Well, very often, they're responsible to no one. The art department is often a separate fiefdom within the publisher, and they put whatever art they like on a cover, or no art at all, and if the editor and writer don't like it, they can lump it.
And then there's the copy-editor--- who is freelance, essentially in a fiefdom all his own--- and even worse, the distributors.
"Who are the distributors responsible to?"
Well, no one. They buy whatever the hell books they want, based on whatever pitch the sales person gives them plus the computer figures for the writer's last set of sales, and if they don't sell the books, they can ship them back to the publisher for a full refund. Or even destroy them, and still get a full refund. They get all the privileges of being a middleman, and none of the risk. None. Zero.
One of the things they teach you at Toyota Camp is that for every step in the process in which something can go wrong--- for every committee, or editor, or art director, or copy-editor, or distributor--- that stands between the writer and the reading public, the odds of something going totally, hideously, horribly pear-shaped somewhere in the process does not increase arithmatically, but geometrically.
So if there are, say, seven potential roadblocks between the author and the reader, the effective number of roadblocks aren't seven, but forty-nine. Because friction begets more friction, basically.
(I have to say, as a personal note, that this theory explains the fate of my last seven novels rather well.)
The people at the seminar threw up their hands.
"We don't see how this business can possibly make money!"
And, of course, most books don't make money--- of if they do, they barely break even. For every huge mega-zillion best-seller, there are ten thousand books that are quietly flushed down the toilet of doom, along with the careers of their authors.
So why doesn't the industry concentrate on huge mega-zillion bestsellers? Well, they do--- that's why publishers' ads in, say, the New York Times literary supplement are mostly for authors who are so fabulously popular that they don't actually need the ads to sell their books.

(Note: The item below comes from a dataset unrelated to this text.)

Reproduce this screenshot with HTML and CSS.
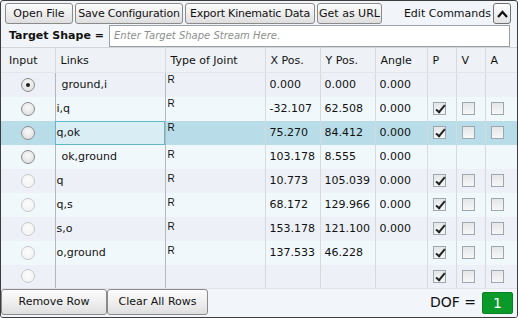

That's why publishers are shedding their mid-list authors (authors like me, only less lucky) left and right.
But even as mega-zillion bestsellers go, the publishers' record truly sucks. For every Da Vinci Code, which was turned into a megaseller through clever marketing, there are ten, or fifteen, or a hundred for which a lot of marketing dollars were spent only to produce disappointing sales. And for every Da Vinci Code, there's a Lovely Bones that became a huge seller through word of mouth--- or word of Oprah, or word of book clubs, or (most likely) word of Internet.
I once saw an article in which the books that publishers thought would become bestsellers (based on their marketing push) were compared with a list of actual bestsellers, and the lists were very, very different.
Bestselling authors mostly just sort of happen. It's sort of like throwing a bunch of books out of a tenth-storey window and hoping that one of them lands in a pot of gold.
So once you get a bestselling author--- however you get him--- you want to keep him, so you pay him more and more and hope his books earn it all back, eventually, and then some. Which is a strategy that sometimes works, or at any rate works often enough to keep publishers in business.
I won't go into how the folks at Toyota Camp assumed that writers all have personal assistants to do things like answer email, run manuscripts to the post office, arrange signings, keep the web page up to date, make coffee, keep the office tidy, furnish the author with healthful snacks, and so on. They were astonished that authors, unless they are very successful indeed, have to do this all themselves--- or not, as is often the case.
This explains author's burnout, by the way. Most authors in the SF genre have a writing life of about ten years, after which they do something more rational with their lives, like get a job teaching writing in a Midwest liberal arts school. (Oh yeah, there's a job with a future!)
So, to conclude, how do we apply the Tao of Toyota to publishing? Obviously, we need to reduce the number of roadblocks between the author and the reading public. An obvious way to do this is to make the books available electronically--- reader pays a few bucks for a download, author's bank account goes ching!, reader and author are happy. Except that this doesn't seem to actually work--- even Stephen King couldn't make a go out of directly selling his work on the Internet.
I don't have an answer, so I'm going to leave it to you.
I'm going to be out of town for a week. It's hard to say whether or not I'll be on the Internet or not during that time.
So during my absence I leave you with this challenge.
Publishing is broke. Come up with some ideas to fix it.